Да я не особо осведомлен ни в том ни в другом на самом-то деле. Существует что-то вроде понимания, и наряду с ним существует еще интеллектуальное знание. Я не из тех, кто может выступить перед аудиторией с объяснениями, как это делается. Для меня это не работает таким вот образом. Когда сидишь напротив недописанной картины, она начинает разговаривать с тобой, а ты реагируешь и действуешь. Чисто интуитивно. И вещи раскрываются. То же самое со сценой из фильма: она есть в сценарии, но когда она маячит перед тобой, то обволакивает. Когда линия не работает, ты ее выравниваешь — видя, что она должна выглядеть таким вот образом . Ты видишь, что свет должен быть направлен под определенным углом и ритм должен быть определенный. Они взаимодействуют с тобой. К сожалению, только когда все элементы собраны вместе, они по-настоящему говорят с тобой. Так что ты должен вытягиваться в струну. Ты должен быть начеку. Ты должен пребывать в том мире.
Вот почему «Голова-ластик» для меня так хорош — у меня была возможность погрузиться в тот мир и жить в нем. Там и не было никакого другого мира. Я иногда слышу песни, про которые говорят, что они были очень популярны в то время, а я совсем не в курсе, я просто был там . Это самая прекрасная вещь на свете — потеряться в каком-то мире. А теперь из-за денег и этого вечного подхлестывания происходит натуральная катастрофа. Снимающих кино торопят. Многие картины лишь скользят по касательной. В них нельзя зарыться поглубже, потому что, когда несешься на водных лыжах со скоростью пятьдесят миль в час, ты просто не в состоянии проникнуть дальше поверхности. Но если лодка останавливается или хотя бы замедляет ход, ты падаешь глубоко под воду. А именно там и находятся все самые хорошие идеи.
В предыдущих интервью вы часто говорили, что сложно рассуждать об определенных идеях, потому что они «слишком абстрактны». Что вы имели в виду?

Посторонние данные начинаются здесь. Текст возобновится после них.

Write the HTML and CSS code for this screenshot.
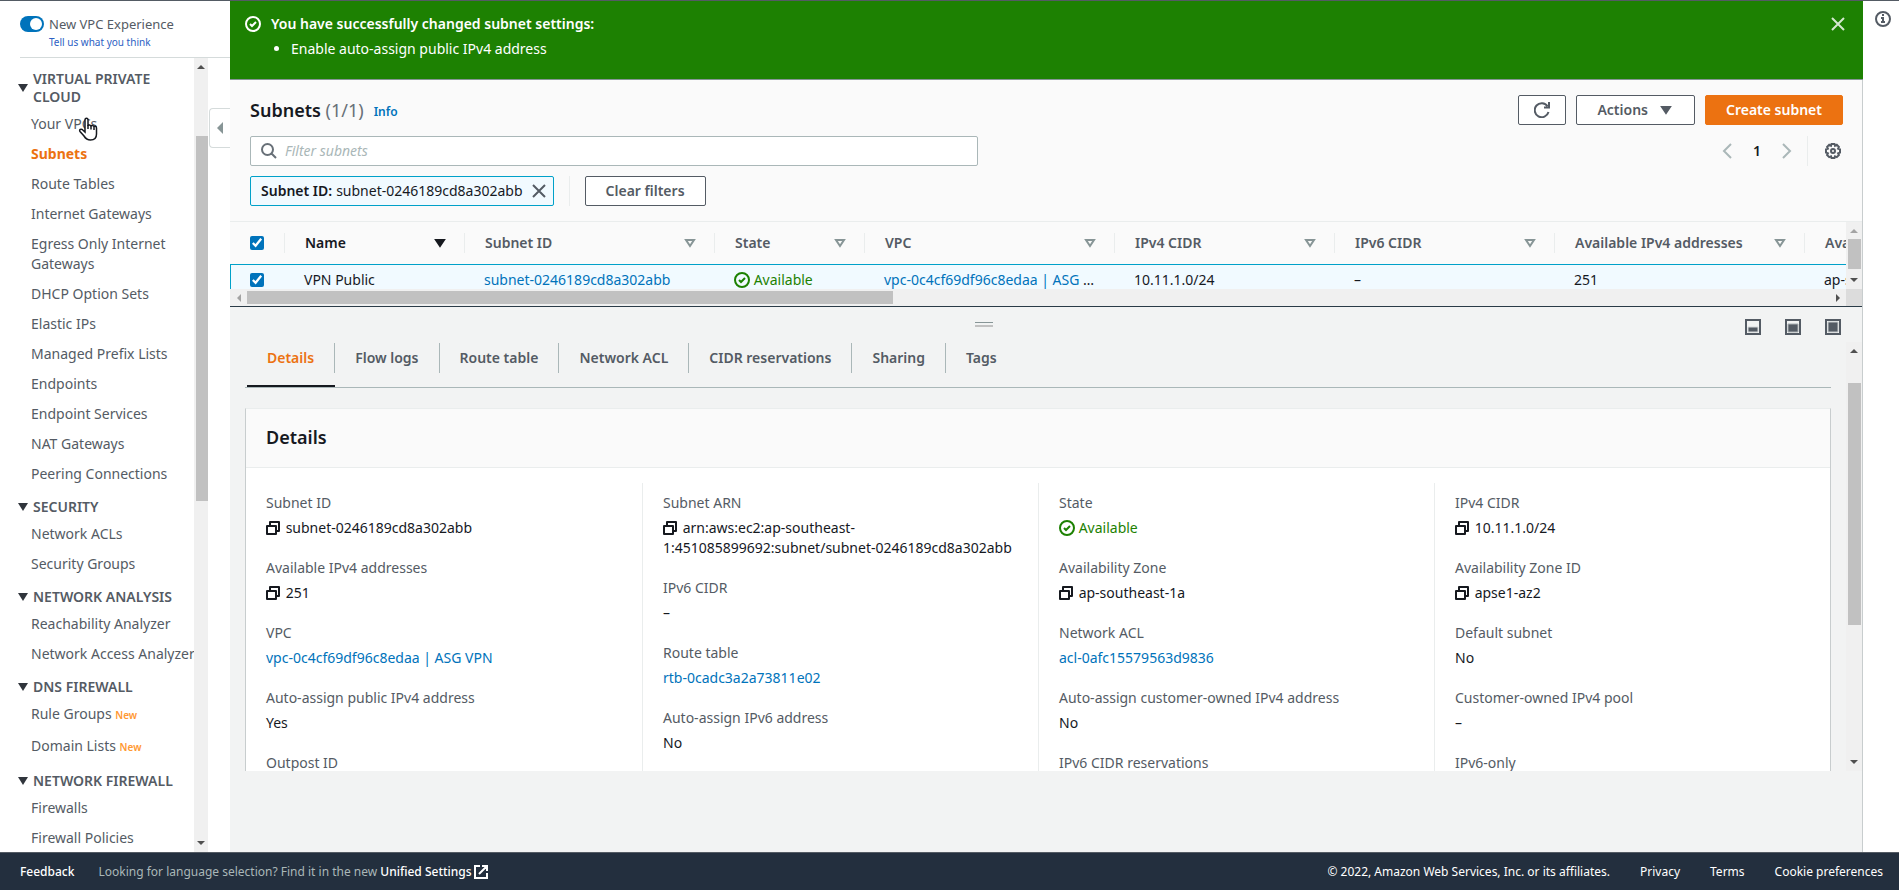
FILE: index.html
```html
<!DOCTYPE html>
<html lang="en">
<head>
  <meta charset="UTF-8">
  <meta name="viewport" content="width=device-width, initial-scale=1">
  <title>Subnets | VPC Management Console</title>
  <link rel="stylesheet" href="styles.css">
</head>
<body>
  <!-- shared icons -->
  <svg class="sprite" aria-hidden="true">
    <symbol id="copy" viewBox="0 0 16 16">
      <path d="M1 6h9v8H1zM4 6V2h9v9h-3" fill="none" stroke="currentColor" stroke-width="2" stroke-linejoin="round"/>
    </symbol>
    <symbol id="check" viewBox="0 0 16 16">
      <circle cx="8" cy="8" r="7" fill="none" stroke="currentColor" stroke-width="2"/>
      <path d="M5 8l2 2 4-4" fill="none" stroke="currentColor" stroke-width="2"/>
    </symbol>
    <symbol id="close" viewBox="0 0 16 16">
      <path d="M2 2l12 12M14 2L2 14" fill="none" stroke="currentColor" stroke-width="2"/>
    </symbol>
    <symbol id="caret" viewBox="0 0 16 16">
      <path d="M4 5h8l-4 6z" fill="currentColor" stroke="currentColor" stroke-width="2"/>
    </symbol>
    <symbol id="caret-open" viewBox="0 0 16 16">
      <path d="M4 5h8l-4 6z" fill="none" stroke="currentColor" stroke-width="2"/>
    </symbol>
  </svg>

  <div class="app">
    <nav class="sidebar">
      <div class="experience">
        <label class="switch"><input type="checkbox" role="switch" checked><span>New VPC Experience</span></label>
        <a href="#">Tell us what you think</a>
      </div>
      <div class="nav-scroll">
        <div class="nav-list">
          <h2>Virtual Private Cloud</h2>
          <ul>
            <li><a href="#">Your VPCs</a></li>
            <li><a href="#" class="current">Subnets</a></li>
            <li><a href="#">Route Tables</a></li>
            <li><a href="#">Internet Gateways</a></li>
            <li class="long"><a href="#">Egress Only Internet Gateways</a></li>
            <li><a href="#">DHCP Option Sets</a></li>
            <li><a href="#">Elastic IPs</a></li>
            <li><a href="#">Managed Prefix Lists</a></li>
            <li><a href="#">Endpoints</a></li>
            <li><a href="#">Endpoint Services</a></li>
            <li><a href="#">NAT Gateways</a></li>
            <li><a href="#">Peering Connections</a></li>
          </ul>
          <h2>Security</h2>
          <ul>
            <li><a href="#">Network ACLs</a></li>
            <li><a href="#">Security Groups</a></li>
          </ul>
          <h2>Network Analysis</h2>
          <ul>
            <li><a href="#">Reachability Analyzer</a></li>
            <li><a href="#">Network Access Analyzer</a></li>
          </ul>
          <h2>DNS Firewall</h2>
          <ul class="with-badges">
            <li><a href="#">Rule Groups</a> <span class="new">New</span></li>
            <li><a href="#">Domain Lists</a> <span class="new">New</span></li>
          </ul>
          <h2>Network Firewall</h2>
          <ul>
            <li><a href="#">Firewalls</a></li>
            <li><a href="#">Firewall Policies</a></li>
          </ul>
        </div>
        <div class="scrollbar nav-bar" aria-hidden="true"><i class="up"></i><b></b><i class="down"></i></div>
      </div>
      <button class="collapse" aria-label="Collapse navigation"></button>
      <svg class="pointer" viewBox="0 0 20 24" aria-hidden="true">
        <path d="M7 15V3c0-2.500 3-2.500 3 0v6c0-1.500 3-1.500 3 .5 0-1.500 3-1.500 3 .5 0-1.300 2.500-1.300 2.500 1V17c0 4-2 6-6 6-3.500 0-5-1.500-6.500-4L2 14.500c-1.200-2 1-3 2.500-1.800z" fill="#fff" stroke="#16191f" stroke-width="1.500"/>
        <path d="M10 8v4M13 9v3.500M16 10v3" stroke="#16191f" stroke-width="1.500"/>
      </svg>
    </nav>

    <main class="main">
      <section class="flash" role="status">
        <svg class="icon"><use href="#check"/></svg>
        <div class="flash-text">
          <strong>You have successfully changed subnet settings:</strong>
          <ul><li>Enable auto-assign public IPv4 address</li></ul>
        </div>
        <button class="plain" aria-label="Dismiss"><svg class="icon"><use href="#close"/></svg></button>
      </section>

      <section class="tools">
        <div class="title-row">
          <h1>Subnets <span>(1/1)</span></h1>
          <a class="info" href="#">Info</a>
          <div class="actions">
            <button class="btn refresh" aria-label="Refresh">
              <svg class="icon" viewBox="0 0 16 16"><path d="M14.500 10A7 7 0 1 1 13.500 4.200M15 0v5.500h-5" fill="none" stroke="currentColor" stroke-width="2"/></svg>
            </button>
            <button class="btn">Actions <svg class="icon"><use href="#caret"/></svg></button>
            <button class="btn primary">Create subnet</button>
          </div>
        </div>
        <div class="filter-row">
          <label class="search">
            <svg class="icon" viewBox="0 0 16 16"><path d="M10.500 10.500L15 15M12 6.500a5.500 5.500 0 1 1-11 0 5.500 5.500 0 0 1 11 0z" fill="none" stroke="currentColor" stroke-width="2"/></svg>
            <input type="text" placeholder="Filter subnets" aria-label="Filter subnets">
          </label>
          <div class="pager">
            <button class="plain off" aria-label="Previous page"><svg class="icon" viewBox="0 0 16 16"><path d="M12 1L5 8l7 7" fill="none" stroke="currentColor" stroke-width="2"/></svg></button>
            <button class="plain page">1</button>
            <button class="plain off" aria-label="Next page"><svg class="icon" viewBox="0 0 16 16"><path d="M4 1l7 7-7 7" fill="none" stroke="currentColor" stroke-width="2"/></svg></button>
            <button class="plain settings" aria-label="Preferences"><svg class="icon" viewBox="0 0 16 16"><path d="M6.500 1h3l.5 1.700 1.800-.9 2.100 2.100-.8 1.700 1.900.7v3.300l-1.900.7.800 1.700-2.100 2.100-1.800-.8-.5 1.600h-3L6 13.300l-1.800.8L2.100 12l.8-1.700L1 9.600V6.300l1.900-.7-.8-1.700 2.100-2.100 1.800.9z" fill="none" stroke="currentColor" stroke-width="2"/><circle cx="8" cy="8" r="2" fill="none" stroke="currentColor" stroke-width="2"/></svg></button>
          </div>
        </div>
        <div class="token-row">
          <span class="token"><strong>Subnet ID:</strong> subnet-0246189cd8a302abb
            <button class="plain" aria-label="Remove filter"><svg class="icon"><use href="#close"/></svg></button></span>
          <span class="rule"></span>
          <button class="btn">Clear filters</button>
        </div>
      </section>

      <section class="table-area">
        <div class="table-clip">
          <table>
            <colgroup>
              <col class="c-check"><col class="c-name"><col class="c-wide"><col class="c-state"><col class="c-wide"><col class="c-cidr"><col class="c-cidr"><col class="c-wide"><col class="c-wide">
            </colgroup>
            <thead>
              <tr>
                <th><input type="checkbox" aria-label="Select all" checked></th>
                <th class="sorted"><div>Name <svg class="icon"><use href="#caret"/></svg></div></th>
                <th><div>Subnet ID <svg class="icon"><use href="#caret-open"/></svg></div></th>
                <th><div>State <svg class="icon"><use href="#caret-open"/></svg></div></th>
                <th><div>VPC <svg class="icon"><use href="#caret-open"/></svg></div></th>
                <th><div>IPv4 CIDR <svg class="icon"><use href="#caret-open"/></svg></div></th>
                <th><div>IPv6 CIDR <svg class="icon"><use href="#caret-open"/></svg></div></th>
                <th><div>Available IPv4 addresses <svg class="icon"><use href="#caret-open"/></svg></div></th>
                <th><div>Availability Zone</div></th>
              </tr>
            </thead>
            <tbody>
              <tr>
                <td><input type="checkbox" aria-label="Select VPN Public" checked></td>
                <td>VPN Public</td>
                <td><a href="#">subnet-0246189cd8a302abb</a></td>
                <td><span class="ok"><svg class="icon"><use href="#check"/></svg> Available</span></td>
                <td><a href="#">vpc-0c4cf69df96c8edaa | ASG </a>…</td>
                <td>10.11.1.0/24</td>
                <td>–</td>
                <td>251</td>
                <td>ap-southeast-1a</td>
              </tr>
            </tbody>
          </table>
        </div>
        <div class="scrollbar table-bar" aria-hidden="true"><i class="up"></i><b></b><i class="down"></i></div>
        <div class="h-scrollbar" aria-hidden="true"><i class="left"></i><b></b><i class="right"></i></div>
        <div class="corner"></div>
      </section>

      <section class="split">
        <div class="split-head">
          <span class="grip"></span>
          <div class="sizes">
            <button class="plain" aria-label="Small panel"><svg class="icon" viewBox="0 0 16 16"><path d="M1 1h14v14H1z" fill="none" stroke="currentColor" stroke-width="2"/><path d="M3 8h10v5H3z" fill="currentColor" stroke="#d5d9da"/></svg></button>
            <button class="plain" aria-label="Medium panel"><svg class="icon" viewBox="0 0 16 16"><path d="M1 1h14v14H1z" fill="none" stroke="currentColor" stroke-width="2"/><path d="M3 5h10v8H3z" fill="currentColor" stroke="#a9afb2"/></svg></button>
            <button class="plain" aria-label="Full panel"><svg class="icon" viewBox="0 0 16 16"><path d="M1 1h14v14H1z" fill="none" stroke="currentColor" stroke-width="2"/><path d="M3 3h10v10H3z" fill="currentColor" stroke="#c5cacc"/></svg></button>
          </div>
        </div>
        <div class="split-body">
          <div class="split-content">
            <div class="tabs" role="tablist">
              <button role="tab" aria-selected="true">Details</button>
              <button role="tab">Flow logs</button>
              <button role="tab">Route table</button>
              <button role="tab">Network ACL</button>
              <button role="tab">CIDR reservations</button>
              <button role="tab">Sharing</button>
              <button role="tab">Tags</button>
            </div>
            <div class="card">
              <h2>Details</h2>
              <div class="columns">
                <dl>
                  <dt>Subnet ID</dt><dd><svg class="icon"><use href="#copy"/></svg> subnet-0246189cd8a302abb</dd>
                  <dt>Available IPv4 addresses</dt><dd><svg class="icon"><use href="#copy"/></svg> 251</dd>
                  <dt>VPC</dt><dd><a href="#">vpc-0c4cf69df96c8edaa | ASG VPN</a></dd>
                  <dt>Auto-assign public IPv4 address</dt><dd>Yes</dd>
                  <dt>Outpost ID</dt><dd>–</dd>
                </dl>
                <dl>
                  <dt>Subnet ARN</dt><dd><svg class="icon"><use href="#copy"/></svg> arn:aws:ec2:ap-southeast-<br>1:451085899692:subnet/subnet-0246189cd8a302abb</dd>
                  <dt>IPv6 CIDR</dt><dd>–</dd>
                  <dt>Route table</dt><dd><a href="#">rtb-0cadc3a2a73811e02</a></dd>
                  <dt>Auto-assign IPv6 address</dt><dd>No</dd>
                </dl>
                <dl>
                  <dt>State</dt><dd class="ok"><svg class="icon"><use href="#check"/></svg> Available</dd>
                  <dt>Availability Zone</dt><dd><svg class="icon"><use href="#copy"/></svg> ap-southeast-1a</dd>
                  <dt>Network ACL</dt><dd><a href="#">acl-0afc15579563d9836</a></dd>
                  <dt>Auto-assign customer-owned IPv4 address</dt><dd>No</dd>
                  <dt>IPv6 CIDR reservations</dt><dd>–</dd>
                </dl>
                <dl>
                  <dt>IPv4 CIDR</dt><dd><svg class="icon"><use href="#copy"/></svg> 10.11.1.0/24</dd>
                  <dt>Availability Zone ID</dt><dd><svg class="icon"><use href="#copy"/></svg> apse1-az2</dd>
                  <dt>Default subnet</dt><dd>No</dd>
                  <dt>Customer-owned IPv4 pool</dt><dd>–</dd>
                  <dt>IPv6-only</dt><dd>No</dd>
                </dl>
              </div>
            </div>
          </div>
          <div class="scrollbar split-bar" aria-hidden="true"><i class="up"></i><b></b><i class="down"></i></div>
        </div>
      </section>
    </main>

    <aside class="help">
      <button class="plain" aria-label="Open help panel"><svg class="icon" viewBox="0 0 16 16"><circle cx="8" cy="8" r="7" fill="none" stroke="currentColor" stroke-width="2"/><path d="M7 3h2v2H7zM6 6h3v4h1v2H6v-2h1V8H6z" fill="currentColor"/></svg></button>
    </aside>
  </div>

  <footer class="footer">
    <a href="#">Feedback</a>
    <p>Looking for language selection? Find it in the new <a href="#">Unified Settings<svg class="icon" viewBox="0 0 16 16"><path d="M7 2H2v12h12V9M9 2h5v5M14 2L6 10" fill="none" stroke="currentColor" stroke-width="2"/></svg></a></p>
    <div class="legal">
      <span>© 2022, Amazon Web Services, Inc. or its affiliates.</span>
      <a href="#">Privacy</a>
      <a href="#">Terms</a>
      <a href="#">Cookie preferences</a>
    </div>
  </footer>
</body>
</html>
```
FILE: styles.css
```css
* {
  box-sizing: border-box;
}
body {
  margin: 0;
  height: 100vh;
  display: flex;
  flex-direction: column;
  border-top: 1px solid #545b64;
  font-family: "Noto Sans", sans-serif;
  font-size: 14px;
  line-height: 20px;
  color: #16191f;
  background: #fff;
  overflow: hidden;
}
h1, h2, ul, dl, dd, p {
  margin: 0;
  padding: 0;
}
h1, h2, th, strong {
  font-weight: 600;
}
a {
  color: #0073bb;
  text-decoration: none;
}
button, input {
  font: inherit;
  color: inherit;
}
.sprite {
  position: absolute;
  width: 0;
  height: 0;
}
.icon {
  width: 16px;
  height: 16px;
  flex: none;
}
.plain {
  display: flex;
  padding: 0;
  border: 0;
  background: none;
  color: #545b64;
}
.app {
  flex: 1;
  min-height: 0;
  display: grid;
  grid-template-columns: 230px minmax(0, 1fr) 36px;
}

/* sidebar */
.sidebar {
  position: relative;
  display: flex;
  flex-direction: column;
  min-height: 0;
  color: #545b64;
}
.experience {
  margin-left: 20px;
  height: 57px;
  padding-top: 13px;
  border-bottom: 1px solid #d5dbdb;
}
.experience a {
  display: block;
  margin-left: 29px;
  font-size: 10px;
  line-height: 16px;
  color: #2d5fc4;
}
.switch {
  display: flex;
  align-items: center;
  gap: 5px;
  font-size: 13px;
}
.switch input {
  appearance: none;
  margin: 0;
  width: 24px;
  height: 16px;
  padding: 2px;
  border-radius: 8px;
  background: #0073bb;
  display: flex;
  justify-content: flex-end;
}
.switch input::before {
  content: "";
  width: 12px;
  height: 12px;
  border-radius: 50%;
  background: #fff;
}
.nav-scroll {
  flex: 1;
  min-height: 0;
  display: flex;
  overflow: hidden;
}
.nav-list {
  width: 194px;
  padding-top: 3px;
}
.nav-list h2 {
  display: flex;
  align-items: center;
  gap: 5px;
  margin: 9px 10px 3px 18px;
  font-size: 14px;
  line-height: 18px;
  text-transform: uppercase;
}
.nav-list h2::before {
  content: "";
  border: 5px solid transparent;
  border-top: 8px solid #30353c;
  border-bottom: 0;
}
.nav-list ul {
  list-style: none;
}
.nav-list li {
  padding: 5px 0 5px 31px;
  white-space: nowrap;
}
.nav-list .long {
  white-space: normal;
}
.nav-list .with-badges li {
  padding-bottom: 7px;
}
.nav-list a {
  color: #545b64;
}
.nav-list .current {
  color: #ec7211;
  font-weight: bold;
}
.new {
  font-size: 10px;
  font-weight: 600;
  line-height: 16px;
  color: #ff9933;
}
.collapse {
  position: absolute;
  right: 0;
  top: 107px;
  width: 21px;
  height: 40px;
  padding: 0 0 0 7px;
  border: 1px solid #d5dbdb;
  border-right: 0;
  border-radius: 4px 0 0 4px;
  background: #fff;
}
.collapse::before {
  content: "";
  display: block;
  width: 0;
  border: 6px solid transparent;
  border-right-color: #879596;
  border-left: 0;
}
.pointer {
  position: absolute;
  left: 78px;
  top: 116px;
  width: 20px;
  height: 24px;
}

/* scrollbars */
.scrollbar {
  display: flex;
  flex-direction: column;
  align-items: center;
  background: #f0f0f0;
}
.scrollbar b, .h-scrollbar b {
  background: #c1c1c1;
}
.scrollbar i, .h-scrollbar i {
  border: 4px solid transparent;
}
.scrollbar .up {
  margin-top: 7px;
  border-top: 0;
  border-bottom-color: #505050;
}
.scrollbar .down {
  margin: auto 0 7px;
  border-bottom: 0;
  border-top-color: #505050;
}
.nav-bar {
  width: 14px;
}
.nav-bar b {
  align-self: stretch;
  margin: 67px 0 0 2px;
  height: 46%;
}

/* main column */
.main {
  display: flex;
  flex-direction: column;
  min-height: 0;
  background: #f2f3f3;
  border-right: 1px solid #c8cdce;
}
.flash {
  display: flex;
  align-items: flex-start;
  gap: 10px;
  height: 79px;
  margin-right: -1px;
  padding: 13px 17px 0 15px;
  background: #1d8102;
  border-bottom: 1px solid #879596;
  color: #fff;
}
.flash > .icon, .flash .plain {
  margin-top: 2px;
}
.flash-text {
  flex: 1;
}
.flash ul {
  margin-top: 5px;
  padding-left: 20px;
}
.flash .plain {
  color: #d5e8d0;
}
.tools {
  display: flex;
  flex-direction: column;
  gap: 10px;
  padding: 15px 19px 15px 20px;
  background: #fafafa;
  border-bottom: 1px solid #eaeded;
}
.title-row, .filter-row, .token-row, .actions, .pager {
  display: flex;
  align-items: center;
}
.title-row {
  gap: 10px;
}
h1 {
  font-size: 18px;
  line-height: 22px;
}
h1 span {
  font-weight: normal;
  color: #687078;
}
.info {
  font-size: 12px;
  font-weight: 600;
  padding-top: 4px;
}
.actions {
  margin-left: auto;
  gap: 10px;
}
.btn {
  display: flex;
  align-items: center;
  justify-content: center;
  gap: 10px;
  height: 30px;
  padding: 0 20px;
  border: 1px solid #545b64;
  border-radius: 2px;
  background: #fff;
  color: #545b64;
  font-weight: 600;
}
.refresh {
  padding: 0 15px;
}
.primary {
  border-color: #ec7211;
  background: #ec7211;
  color: #fff;
}
.filter-row {
  height: 31px;
  justify-content: space-between;
}
.search {
  width: 100%;
  max-width: 728px;
  height: 30px;
  display: flex;
  align-items: center;
  gap: 8px;
  padding: 0 10px;
  border: 1px solid #aab7b8;
  border-radius: 2px;
  background: #fff;
  color: #687078;
}
.search input {
  flex: 1;
  border: 0;
  padding: 0;
  outline: 0;
  background: none;
}
.search input::placeholder {
  color: #aab7b8;
  font-style: italic;
}
.off {
  color: #aab7b8;
}
.page {
  margin: 0 18px;
  color: #16191f;
  font-weight: 600;
}
.settings {
  height: 30px;
  align-items: center;
  margin-left: 12px;
  padding: 0 2px 0 17px;
  border-left: 1px solid #eaeded;
}
.token-row {
  gap: 15px;
}
.token {
  height: 30px;
  display: flex;
  align-items: center;
  gap: 4px;
  padding: 0 6px 0 10px;
  border: 1px solid #00a1c9;
  border-radius: 2px;
  background: #f1faff;
}
.token .plain {
  margin-left: 4px;
}
.rule {
  width: 1px;
  height: 30px;
  background: #eaeded;
}

/* table */
.table-area {
  display: grid;
  grid-template: 67px 17px / minmax(0, 1fr) 16px;
  background: #f0f0f0;
  border-bottom: 1px solid #2a3b47;
}
.table-clip {
  overflow: hidden;
  background: #fafafa;
}
table {
  width: 1824px;
  table-layout: fixed;
  border-collapse: separate;
  border-spacing: 0;
}
.c-check { width: 54px; }
.c-name { width: 180px; }
.c-wide { width: 250px; }
.c-state { width: 150px; }
.c-cidr { width: 220px; }
th {
  padding: 11px 0;
  text-align: left;
  color: #545b64;
}
th div {
  display: flex;
  align-items: center;
  justify-content: space-between;
  padding: 0 16px 0 20px;
  border-left: 1px solid #eaeded;
}
.sorted, .sorted .icon {
  color: #16191f;
}
th:not(.sorted) .icon {
  color: #879596;
}
td {
  height: 40px;
  padding: 5px 0 14px 20px;
  border-top: 1px solid #00a1c9;
  background: #f1faff;
  white-space: nowrap;
}
th:first-child {
  padding-left: 20px;
}
td:first-child {
  padding-left: 19px;
  border-left: 1px solid #00a1c9;
}
th input, td input {
  display: block;
  width: 14px;
  height: 14px;
  margin: 0;
  accent-color: #0073bb;
}
.ok {
  color: #1d8102;
}
td .icon, dd .icon {
  vertical-align: -3px;
}
.table-bar b {
  width: 13px;
  height: 30px;
  margin-top: 6px;
}
.table-bar .up {
  border-bottom-color: #a3a3a3;
}
.h-scrollbar {
  display: flex;
  align-items: center;
}
.h-scrollbar b {
  width: 40%;
  height: 13px;
  margin-left: 6px;
}
.h-scrollbar .left {
  margin-left: 7px;
  border-left: 0;
  border-right-color: #a3a3a3;
}
.h-scrollbar .right {
  margin: 0 6px 0 auto;
  border-right: 0;
  border-left-color: #505050;
}
.corner {
  background: #dcdcdc;
}

/* split panel */
.split {
  flex: 1;
  min-height: 0;
  display: flex;
  flex-direction: column;
  padding-bottom: 81px;
}
.split-head {
  height: 35px;
  display: grid;
  grid-template-columns: 1fr auto 1fr;
}
.grip {
  grid-column: 2;
  width: 18px;
  height: 5px;
  margin-top: 15px;
  margin-right: 125px;
  border-top: 1px solid #879596;
  border-bottom: 2px solid #c1c1c1;
}
.sizes {
  display: flex;
  justify-content: flex-end;
  gap: 24px;
  padding: 12px 21px 0 0;
}
.split-body {
  flex: 1;
  min-height: 0;
  display: flex;
  overflow: hidden;
}
.split-content {
  flex: 1;
  padding: 0 15px;
}
.split-bar {
  width: 16px;
}
.split-bar b {
  width: 13px;
  height: 242px;
  margin-top: 30px;
}
.tabs {
  display: flex;
  height: 46px;
  padding-left: 2px;
  border-bottom: 1px solid #aab7b8;
}
.tabs button {
  display: flex;
  height: 45px;
  padding: 0;
  border: 0;
  border-bottom: 2px solid transparent;
  background: none;
  color: #545b64;
  font-weight: 600;
  line-height: 32px;
}
.tabs button::before {
  content: "";
  width: 20px;
}
.tabs button::after {
  content: "";
  width: 20px;
  height: 30px;
  margin-top: 1px;
  border-right: 1px solid #aab7b8;
}
.tabs button:last-child::after {
  border: 0;
}
.tabs [aria-selected="true"] {
  color: #ec7211;
  border-bottom-color: #16191f;
}
.card {
  margin-top: 20px;
  background: #fff;
  border: 1px solid #c8cdce;
  border-top-color: #eaeded;
}
.card h2 {
  padding: 17px 20px 19px;
  font-size: 18px;
  line-height: 22px;
  background: #fafafa;
  border-bottom: 1px solid #eaeded;
}
.columns {
  display: grid;
  grid-template-columns: repeat(4, 1fr);
  padding: 15px 0;
}
.columns dl {
  padding: 10px 20px;
  border-left: 1px solid #eaeded;
}
.columns dl:first-child {
  border-left: 0;
}
dt {
  margin-bottom: 5px;
  color: #545b64;
}
dd {
  margin-bottom: 20px;
}

.help .plain {
  margin: 10px 8px 0 auto;
}

/* footer */
.footer {
  display: flex;
  align-items: center;
  height: 38px;
  padding: 0 16px 0 20px;
  border-top: 1px solid #545b64;
  background: #232f3e;
  color: #fff;
  font-size: 12px;
}
.footer a {
  color: #fff;
}
.footer > a, .footer p a {
  font-weight: 500;
}
.footer p {
  margin-left: 24px;
  color: #aab7b8;
}
.footer .icon {
  vertical-align: -4px;
  margin-left: 1px;
}
.legal {
  display: flex;
  gap: 30px;
  margin-left: auto;
}
```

Люди хотят, чтоб ты с ними говорил, и я где-то их понимаю, но разве все вокруг не болтают об одном и том же? Невозможно выразить, как именно происходят определенные вещи. Ну и другая проблема в том, что можно заболтать что-то вусмерть. Начинаешь думать, как бы выразить мысль, вдруг видишь эту вещь как она есть, и в какой-то степени волшебство уходит. Тут все очень непросто. Когда говоришь о чем-то — только если ты не поэт, — большие вещи становятся меньше.
Или как с критикой — как только заводишь некую тему, сразу слышишь: «Ну да, мы в курсе». Но необходимо озвучить ее, чтобы воплотить в реальность. А с другой стороны, определения очень ограничивают свой предмет. Он перестает выходить за рамки сказанного. А мне нравятся вещи, которые могут быть шире рамок. Как в случае с уже умершими авторами: ты читаешь его книгу, а ему больше нельзя задать вопрос, и получаешь от книги просто уйму всего. Не важно, что он думал. Это, может, и интересно, но на самом деле не важно. Все, что я могу сказать вам о моих намерениях насчет собственных фильмов, — все это к делу не относится.
Сложно представить два более противоположных занятия, чем живопись и коммерческие съемки фильмов. В живописи имеешь абсолютный контроль в рамках определенного пространства. И это индивидуальная работа, а не в группе.
Они разные, но у них много общего. Занимаясь живописью, я вовсе не держу все под контролем — это процесс действия и противодействия, получения и отдачи. А когда работаешь с группой людей, с которыми тебе надо сделать фильм, в начале у них ровно ноль идей по этому поводу. Потом они прочитывают сценарий. И делают шаг навстречу. А потом приносят реквизит и ты говоришь: «Нет-нет, все это никуда не годится, потому-то и потому-то». А они говорят: «Ох!» Но теперь они в теме и приносят что-то получше и ты просишь выбрать. И вы выбираете одно и то же. Они настроились на твою волну. И шаг за шагом они потихоньку начинают въезжать. То есть это, конечно, не идеальное понимание, но близко к нему. А потом уже не важно, сколько там у вас людей на площадке: все делают одно и то же кино, и попадаешь в атмосферу, которая совершенно отлична от всего остального мира, а ты существуешь в каком-то другом мире. Это круто.